Wheaton is a very “strong-willed girl,” Bond said, adding that “there is something about her that comes alive on the field.”

“I just think to myself ‘this is the game.’ I can’t stay quiet. I need to help my teammates,” Wheaton said. “Communication is key. If you want someone to score a goal, you have to talk to them; they can’t read your mind.”

Bond said Wheaton has the most important qualities of a good goalie: she is fearless, and she is mentally tough.

“Coaches love grit. Coaches love leadership. Coaches love all those things you love in any sport: hustle, heart, hard work, the ability to deal with adversity, the ability to bounce back,” Bond said. “In lacrosse, there is no such thing as a shutout. There is always, always, always going to be a goal … It is hard to not feel like you let your team down when you let a ball in.”

Because there is no girls’ team on which she can play full-time, Wheaton plays for the boys’ San Jose Vipers team, although she occasionally fills in on defence at San Jose Extreme Girls Lacrosse Club. She is trying to organize a girls’ team at Wilcox next year.

Although not originally a goalie, Korin fell into the role because it is what the team needed. Bond said it is quite atypical for a player to start playing goalie in high school.

When she first started tending net for the boys, Wheaton’s mom, Oh Wheaton, said she was worried because of the size and strength difference between Korin and her opponents. The first time she took a fast shot, Korin cried and had to leave the game, Oh said. But just a little while longer, she was ready to get back in the game, telling her mother she “wanted revenge.” She began to amass a collection of bruises.

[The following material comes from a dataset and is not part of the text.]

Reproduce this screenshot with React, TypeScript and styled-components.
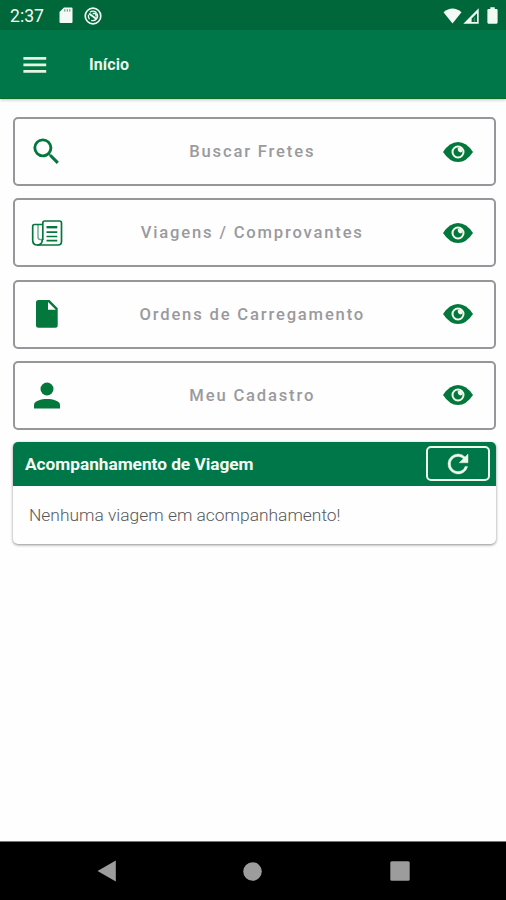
import React from "react";
import styled, { createGlobalStyle } from "styled-components";

const GREEN = "#007748";
const ICON_GREEN = "#04773c";

const GlobalStyle = createGlobalStyle`
  * { box-sizing: border-box; }
  body { margin: 0; background: #fff; font-family: Roboto, "Liberation Sans", sans-serif; }
  svg { display: block; flex: none; }
`;

const Screen = styled.div`
  width: 506px;
  height: 900px;
  display: flex;
  flex-direction: column;
  background: #fefefe;
  overflow: hidden;
`;

const StatusBar = styled.header`
  height: 30px;
  flex: none;
  display: flex;
  align-items: center;
  padding: 1px 8px 0 10px;
  background: #00673b;
  color: #f3faf5;
`;

const Clock = styled.span`
  width: 49px;
  font-size: 17.6px;
  line-height: 28px;
`;

const StatusGroup = styled.div<{ $gap: number; $end?: boolean }>`
  display: flex;
  align-items: center;
  gap: ${(p) => p.$gap}px;
  margin-left: ${(p) => (p.$end ? "auto" : "0")};
`;

const AppBar = styled.div`
  height: 69px;
  flex: none;
  display: flex;
  align-items: center;
  padding: 1px 0 0 23px;
  background: ${GREEN};
  border-bottom: 1px solid #0a6a26;
  box-shadow: 0 1px 3px rgba(60, 50, 80, 0.3);
`;

const MenuButton = styled.button`
  width: 66px;
  padding: 0;
  border: 0;
  background: none;
  color: #e6f5df;
`;

const Title = styled.h1`
  margin: 0;
  font-size: 16px;
  font-weight: 700;
  letter-spacing: 0.1px;
  color: #e9f6ec;
`;

const Content = styled.main`
  flex: 1;
  display: flex;
  flex-direction: column;
  padding: 18px 10px 0 12.5px;
`;

const MenuList = styled.nav`
  display: flex;
  flex-direction: column;
  gap: 12.3px;
`;

const MenuCard = styled.button`
  height: 69px;
  display: grid;
  grid-template-columns: 64px 1fr 72px;
  align-items: center;
  padding: 0;
  border: 2px solid #97979b;
  border-radius: 5px;
  background: #fefefe;
  font-family: inherit;
`;

const IconSlot = styled.span`
  display: flex;
  justify-content: center;
  color: ${ICON_GREEN};
`;

const Label = styled.span`
  padding: 1px 0 0 4px;
  font-size: 16.6px;
  font-weight: 500;
  line-height: 20px;
  letter-spacing: 1.82px;
  text-align: center;
  white-space: nowrap;
  color: #9a9a9e;
`;

const TripPanel = styled.section`
  height: 102px;
  margin-top: 12px;
  border-radius: 5px;
  background: #fefefe;
  box-shadow: 0 1px 3px rgba(0, 0, 0, 0.45);
  overflow: hidden;
`;

const PanelHeader = styled.div`
  height: 44px;
  display: flex;
  align-items: center;
  justify-content: space-between;
  padding: 0 6px 0 12.5px;
  background: ${GREEN};
`;

const PanelTitle = styled.h2`
  margin: 0;
  font-size: 17.3px;
  font-weight: 700;
  letter-spacing: -0.03px;
  color: #f4fbf6;
`;

const RefreshButton = styled.button`
  width: 64px;
  height: 35px;
  display: flex;
  align-items: center;
  justify-content: center;
  padding: 0;
  border: 2px solid #eef8e8;
  border-radius: 5px;
  background: ${GREEN};
  color: #f0faea;
`;

const EmptyMessage = styled.p`
  margin: 18px 0 0 16.5px;
  font-size: 17.4px;
  font-weight: 300;
  line-height: 22px;
  color: #58585c;
`;

const NavBar = styled.footer`
  height: 59px;
  flex: none;
  display: flex;
  justify-content: space-between;
  align-items: center;
  padding: 0 96.5px 0 96.5px;
  border-top: 1px solid #777;
  background: #000;
  color: #9c9c9c;
`;

const MemoryCardIcon = () => (
  <svg width="14" height="17" viewBox="0 0 14 17">
    <path fill="currentColor" d="M5 0.5H12.5Q13.5 .5 13.5 1.5V15Q13.5 16 12.5 16H1.5Q.5 16 .5 15V5Z" />
    <path stroke="#00673b" strokeWidth="1" opacity=".7" d="M5.8 2.2V4.6M8.3 2.2V4.6M10.8 2.2V4.6" />
  </svg>
);

const SyncBadgeIcon = () => (
  <svg width="18" height="18" viewBox="0 0 18 18" fill="none" stroke="currentColor">
    <circle cx="9" cy="9" r="7.8" strokeWidth="1.7" />
    <path strokeWidth="1.4" d="M5.5 12.2A4.7 4.7 0 0 1 4.5 8M12.9 6.6A4.7 4.7 0 0 1 7.2 13.3M6 5.3A4.6 4.6 0 0 1 12.5 5.7" />
    <path strokeWidth="1.9" d="M5 6.4 12.4 12" />
    <path strokeWidth="1.5" d="M8.6 6.5H12V9.4" />
  </svg>
);

const WifiIcon = () => (
  <svg width="19" height="16" viewBox="0 0 19 16">
    <path fill="currentColor" d="M9.5 15.5.5 4.2Q9.5-3.3 18.5 4.2Z" />
  </svg>
);

const SignalIcon = () => (
  <svg width="16" height="16" viewBox="0 0 16 16">
    <path fill="currentColor" fillRule="evenodd" d="M.3 15.7 15.7.3V15.7ZM8.6 13.9H14V5.2L8.6 10.4Z" />
    <path fill="currentColor" d="M10.8 9.5H12.2V13.9H10.8Z" opacity=".25" />
  </svg>
);

const BatteryIcon = () => (
  <svg width="11" height="17" viewBox="0 0 11 17">
    <path fill="currentColor" d="M3.3.3H7.7V2H9.5Q10.6 2 10.6 3.1V15.6Q10.6 16.7 9.5 16.7H1.5Q.4 16.7.4 15.6V3.1Q.4 2 1.5 2H3.3Z" />
  </svg>
);

const MenuIcon = () => (
  <svg width="24" height="18" viewBox="0 0 24 18">
    <path fill="currentColor" d="M.4 1H23.2V3.8H.4ZM.4 7.5H23.2V10.3H.4ZM.4 14H23.2V16.8H.4Z" />
  </svg>
);

const SearchIcon = () => (
  <svg width="35" height="35" viewBox="0 0 24 24">
    <path fill="currentColor" d="M15.5 14h-.79l-.28-.27A6.471 6.471 0 0 0 16 9.5 6.5 6.5 0 1 0 9.5 16c1.61 0 3.09-.59 4.23-1.57l.27.28v.79l5 4.99L20.49 19l-4.99-5zm-6 0C7.01 14 5 11.99 5 9.5S7.01 5 9.5 5 14 7.01 14 9.5 11.99 14 9.5 14z" />
  </svg>
);

const NewsIcon = () => (
  <svg width="32" height="28" viewBox="0 0 32 28" fill="none" stroke="currentColor" strokeLinejoin="round">
    <path strokeWidth="1.7" d="M11.8 21V4Q11.8 2 13.8 2H28.5Q30.5 2 30.5 4V22.5Q30.5 26 27 26H6" />
    <path strokeWidth="1.7" d="M11.8 5.5H3.5Q1.7 5.5 1.7 7.3V21Q1.7 26 6.3 26 11.3 26 11.3 20.5" />
    <path strokeWidth="1.4" opacity=".6" d="M7 6V18Q7 20.5 9.2 20.5H11.5" />
    <path strokeWidth="2.4" d="M15.5 8.2H26.3" />
    <path strokeWidth="1.7" d="M15.5 13.2H26.3M15.5 17.5H26.3M15.5 21.7H26.3" />
  </svg>
);

const FileIcon = () => (
  <svg width="22" height="28" viewBox="0 0 22 28">
    <path fill="currentColor" fillRule="evenodd" d="M2.5 0H13.5L21.7 8.2V25.3Q21.7 27.8 19.2 27.8H2.5Q0 27.8 0 25.3V2.5Q0 0 2.5 0ZM12 2V9.8H19.8Z" />
  </svg>
);

const PersonIcon = () => (
  <svg width="26" height="27" viewBox="0 0 26 27">
    <circle cx="13" cy="7" r="6.5" fill="currentColor" />
    <path fill="currentColor" d="M0 26.5V22.8C0 18.8 7.5 17 13 17S26 18.8 26 22.8V26.5Z" />
  </svg>
);

const EyeIcon = () => (
  <svg width="30" height="20" viewBox="0 0 30 20">
    <path fill="currentColor" d="M0 10Q6.5 0 15 0T30 10Q23.5 20 15 20T0 10Z" />
    <circle cx="15" cy="10" r="5.5" fill="none" stroke="#f4fbef" strokeWidth="2" />
    <path fill="#f4fbef" d="M14.8 5.8H18.5L19.3 9.5Q17.3 11.2 15.6 9.6 14.4 8.1 14.8 5.8Z" />
  </svg>
);

const RefreshIcon = () => (
  <svg width="30" height="30" viewBox="0 0 24 24">
    <path
      fill="currentColor"
      stroke="currentColor"
      strokeWidth="0.35"
      d="M17.65 6.35A7.958 7.958 0 0 0 12 4a8 8 0 1 0 7.73 10h-2.08A5.99 5.99 0 0 1 12 18c-3.31 0-6-2.69-6-6s2.69-6 6-6c1.66 0 3.14.69 4.22 1.78L13 11h7V4l-2.35 2.35z"
    />
  </svg>
);

const entries = [
  { label: "Buscar Fretes", icon: <SearchIcon /> },
  { label: "Viagens / Comprovantes", icon: <NewsIcon /> },
  { label: "Ordens de Carregamento", icon: <FileIcon /> },
  { label: "Meu Cadastro", icon: <PersonIcon /> },
];

export default function App() {
  return (
    <Screen>
      <GlobalStyle />
      <StatusBar>
        <Clock>2:37</Clock>
        <StatusGroup $gap={11}>
          <MemoryCardIcon />
          <SyncBadgeIcon />
        </StatusGroup>
        <StatusGroup $gap={8} $end>
          <StatusGroup $gap={1}>
            <WifiIcon />
            <SignalIcon />
          </StatusGroup>
          <BatteryIcon />
        </StatusGroup>
      </StatusBar>
      <AppBar>
        <MenuButton aria-label="Menu">
          <MenuIcon />
        </MenuButton>
        <Title>Início</Title>
      </AppBar>
      <Content>
        <MenuList>
          {entries.map((entry) => (
            <MenuCard key={entry.label}>
              <IconSlot>{entry.icon}</IconSlot>
              <Label>{entry.label}</Label>
              <IconSlot>
                <EyeIcon />
              </IconSlot>
            </MenuCard>
          ))}
        </MenuList>
        <TripPanel>
          <PanelHeader>
            <PanelTitle>Acompanhamento de Viagem</PanelTitle>
            <RefreshButton aria-label="Atualizar">
              <RefreshIcon />
            </RefreshButton>
          </PanelHeader>
          <EmptyMessage>Nenhuma viagem em acompanhamento!</EmptyMessage>
        </TripPanel>
      </Content>
      <NavBar>
        <svg width="19" height="22" viewBox="0 0 19 22">
          <path fill="currentColor" d="M.5 11 18.8.5V21.5Z" />
        </svg>
        <svg width="19" height="19" viewBox="0 0 19 19">
          <circle cx="9.5" cy="9.5" r="9.3" fill="currentColor" />
        </svg>
        <svg width="20" height="20" viewBox="0 0 20 20">
          <rect x=".3" y=".3" width="19.4" height="19.4" rx="1.5" fill="currentColor" />
        </svg>
      </NavBar>
    </Screen>
  );
}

“It is a very mental game. If your head falls out of the game, you might as well quit the game,” Korin said. “I got used to it. I started to like it. When I made a save, it was magical.”

“Eventually they became my medals. When I look at a bruise, I think ‘that is a save,’” she added.

Although Korin said she will likely switch back to playing for the girls’ lacrosse team if her school manages to organize one, her mother and Bond both said playing with the boys hasn’t curbed Korin’s enthusiasm for the game, even if playing with the boys has caused her to take more penalties when she fills in on girls’ teams.

Bond said he admires Korin’s willingness to “fight for something she believes in.”

“You wish more young people were like that,” he said.